The flagged Top Vendor status would have triggered an email notification, kindly ignore the same.
Posted Mar 09, 2020 - 06:31 UTC
Monitoring
We have recovered the services with all core functionality operational in Marketplace. We do not have a root cause identified yet. We are constantly monitoring the services and investigating further to identify the root cause. The following things are affected: Japanese customers on server/DC would be seeing pricing in USD.
Posted Mar 06, 2020 - 10:13 UTC
Update
No root cause identified
Our earlier hypothesis of a JVM heap issue has been proven wrong while we had been monitoring since the last update and trying various things to find out what caused the outage. While we were unable to reproduce this in staging, we just hit reproduced this in production which is causing a partial outage again. We are actively investigating this for a fix.
Posted Mar 06, 2020 - 06:42 UTC
Update
We are continuing to work on a fix for this issue.

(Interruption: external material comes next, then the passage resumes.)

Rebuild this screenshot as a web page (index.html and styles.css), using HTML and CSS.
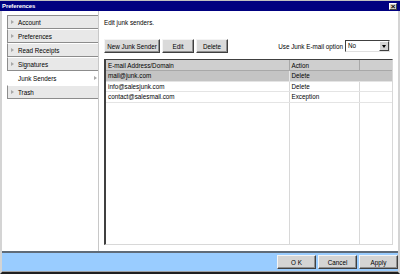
FILE: index.html
```html
<!DOCTYPE html>
<html lang="en">
<head>
    <meta charset="UTF-8">
    <title>Preferences</title>
    <link rel="stylesheet" href="styles.css">
</head>
<body>
    <div class="window">
        <div class="titlebar">
            <span class="title">Preferences</span>
            <span class="close">&#215;</span>
        </div>

        <div class="main">
            <!-- left menu -->
            <ul class="nav">
                <li class="nav-item"><span class="arrow"></span>Account</li>
                <li class="nav-item"><span class="arrow"></span>Preferences</li>
                <li class="nav-item"><span class="arrow"></span>Read Receipts</li>
                <li class="nav-item"><span class="arrow"></span>Signatures</li>
                <li class="nav-item active"><span class="label">Junk Senders</span><span class="arrow"></span></li>
                <li class="nav-item"><span class="arrow"></span>Trash</li>
            </ul>

            <div class="content">
                <p class="intro">Edit junk senders.</p>
                <div class="toolbar">
                    <div class="btns">
                        <button class="btn btn-new">New Junk Sender</button>
                        <button class="btn btn-edit">Edit</button>
                        <button class="btn btn-delete">Delete</button>
                    </div>
                    <div class="option">
                        <span>Use Junk E-mail option</span>
                        <span class="select">
                            <span class="select-value">No</span>
                            <span class="select-arrow"></span>
                        </span>
                    </div>
                </div>

                <div class="grid">
                    <table>
                        <tr class="head">
                            <th class="col-addr">E-mail Address/Domain</th>
                            <th class="col-action">Action</th>
                            <th class="col-end"></th>
                        </tr>
                        <tr class="selected">
                            <td>mail@junk.com</td>
                            <td>Delete</td>
                            <td></td>
                        </tr>
                        <tr>
                            <td>info@salesjunk.com</td>
                            <td>Delete</td>
                            <td></td>
                        </tr>
                        <tr>
                            <td>contact@salesmail.com</td>
                            <td>Exception</td>
                            <td></td>
                        </tr>
                        <tr class="filler">
                            <td></td>
                            <td></td>
                            <td></td>
                        </tr>
                    </table>
                </div>
            </div>
        </div>

        <div class="footer">
            <button class="btn btn-ok">O K</button>
            <button class="btn btn-foot">Cancel</button>
            <button class="btn btn-foot">Apply</button>
        </div>
    </div>
</body>
</html>
```

FILE: styles.css
```css
* {
    box-sizing: border-box;
}
body {
    margin: 0;
    padding: 0;
    font-family: "Liberation Sans", Arial, sans-serif;
    font-size: 6.3px;
    color: #000;
    background-color: #000;
}
.window {
    width: 400px;
    height: 274px;
    display: flex;
    flex-direction: column;
    background-color: #fff;
    border-left: 2px solid #d4d4d4;
    border-right: 2px solid #d4d4d4;
    border-bottom: 2px solid #202020;
}
.titlebar {
    height: 11px;
    margin: 0 -2px;
    padding: 0 3px 0 2px;
    display: flex;
    align-items: center;
    justify-content: space-between;
    background-color: #000080;
    color: #fff;
    border-top: 1px solid #c0c0c0;
}
.title {
    font-size: 6px;
    font-weight: bold;
    letter-spacing: -0.1px;
}
.close {
    width: 8px;
    height: 7px;
    background-color: #d4d0c8;
    color: #000;
    font-size: 8px;
    font-weight: bold;
    line-height: 6px;
    text-align: center;
    border: 1px solid;
    border-color: #fff #404040 #404040 #fff;
}
.main {
    flex: 1;
    display: flex;
}
/* left menu */
.nav {
    width: 97px;
    margin: 0;
    padding: 4px 0 0 5px;
    list-style: none;
    border-right: 1px solid #c8c8c8;
}
.nav-item {
    height: 14px;
    display: flex;
    align-items: center;
    background-color: #e8e8e8;
    border-left: 1px solid #8c8c8c;
    border-top: 1px solid #fff;
    border-bottom: 1px solid #8c8c8c;
}
.nav-item:first-child {
    border-top: 1px solid #8c8c8c;
}
.arrow {
    width: 0;
    height: 0;
    margin: 0 4px 0 3px;
    border-left: 3px solid #a8a8a8;
    border-top: 2.5px solid transparent;
    border-bottom: 2.5px solid transparent;
}
.nav-item.active {
    background-color: #fff;
    border-color: #fff;
    justify-content: space-between;
    padding-left: 10px;
}
.nav-item.active .arrow {
    margin: 0 1px 0 0;
}
/* right side */
.content {
    flex: 1;
    display: flex;
    flex-direction: column;
    padding: 7px 5px 6px 5px;
}
.intro {
    margin: 0 0 11px 0;
    height: 10px;
    line-height: 10px;
}
.toolbar {
    display: flex;
    justify-content: space-between;
    align-items: center;
    height: 14px;
    margin-bottom: 6px;
}
.btns {
    display: flex;
    gap: 2px;
}
.btn {
    height: 14px;
    padding: 0;
    font-family: inherit;
    font-size: 6.3px;
    color: #000;
    background-color: #dadada;
    border: 1px solid;
    border-color: #f4f4f4 #404040 #404040 #f4f4f4;
    box-shadow: inset -1px -1px #909090;
}
.btn-new {
    width: 56px;
}
.btn-edit {
    width: 32px;
}
.btn-delete {
    width: 32px;
}
.option {
    display: flex;
    align-items: center;
    gap: 2px;
    padding-right: 3px;
}
.select {
    width: 45px;
    height: 12px;
    display: flex;
    justify-content: space-between;
    background-color: #fff;
    border: 1px solid;
    border-color: #404040 #e0e0e0 #e0e0e0 #404040;
}
.select-value {
    padding: 1px 0 0 2px;
}
.select-arrow {
    width: 10px;
    height: 10px;
    position: relative;
    background-color: #d4d4d4;
    border: 1px solid;
    border-color: #fff #404040 #404040 #fff;
}
.select-arrow::after {
    content: "";
    position: absolute;
    left: 2px;
    top: 3px;
    border-top: 3px solid #000;
    border-left: 2.5px solid transparent;
    border-right: 2.5px solid transparent;
}
/* address table */
.grid {
    flex: 1;
    display: flex;
    border: 1px solid;
    border-color: #404040 #d8d8d8 #d8d8d8 #404040;
    border-left-width: 2px;
}
table {
    width: 100%;
    height: 100%;
    border-collapse: collapse;
}
th, td {
    height: 10.5px;
    padding: 0 0 0 2px;
    text-align: left;
    font-weight: normal;
    white-space: nowrap;
    border-right: 1px solid #d8d8d8;
    border-bottom: 1px solid #e4e4e4;
}
th:last-child, td:last-child {
    border-right: none;
}
.head th {
    background-color: #cfcfcf;
    border-right: 1px solid #a8a8a8;
    border-bottom: 1px solid #a8a8a8;
}
.head th:last-child {
    border-right: none;
}
.col-addr {
    width: 183px;
}
.col-action {
    width: 70px;
}
.selected td {
    background-color: #c4c4c4;
    border-right-color: #c4c4c4;
}
.selected td:first-child {
    border-right-color: #e8e8e8;
}
.filler td {
    height: auto;
    border-bottom: none;
}
/* bottom bar */
.footer {
    height: 21px;
    display: flex;
    justify-content: flex-end;
    align-items: center;
    gap: 2px;
    padding: 0 0 0 0;
    background-color: #99ccff;
    border-top: 2px solid #5f6b78;
    border-bottom: 1px solid #a0a0a0;
}
.btn-ok, .btn-foot {
    width: 39px;
    height: 14px;
    background-color: #d4d4d4;
}
```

Posted Mar 05, 2020 - 22:13 UTC
Update
Root cause identified
We continue to work on resolving the issue where app downloads and installations are failing. We have identified the root cause and expect recovery shortly. Vendors are unable to add new apps/versions.
Posted Mar 05, 2020 - 18:30 UTC
Update
We are continuing to work on a fix for this issue.
Posted Mar 05, 2020 - 16:53 UTC
Update
We are continuing to work on a fix for this issue.
Posted Mar 05, 2020 - 15:22 UTC
Identified
The issue has been identified and a fix is being implemented.
Posted Mar 05, 2020 - 13:24 UTC
Update
We are continuing to investigate the incident.
Posted Mar 05, 2020 - 09:28 UTC
Investigating
We are currently investigating this issue.
Posted Mar 05, 2020 - 07:37 UTC
This incident affected: Marketplace (App listing management, App listings, App pricing, App submissions, Category landing pages, Evaluations and purchases, In-product Marketplace and app installation (Cloud), In-product Marketplace and app installation (Server), Notifications, Private listings, Reporting APIs and dashboards, Search, Vendor management, Vendor Home Page).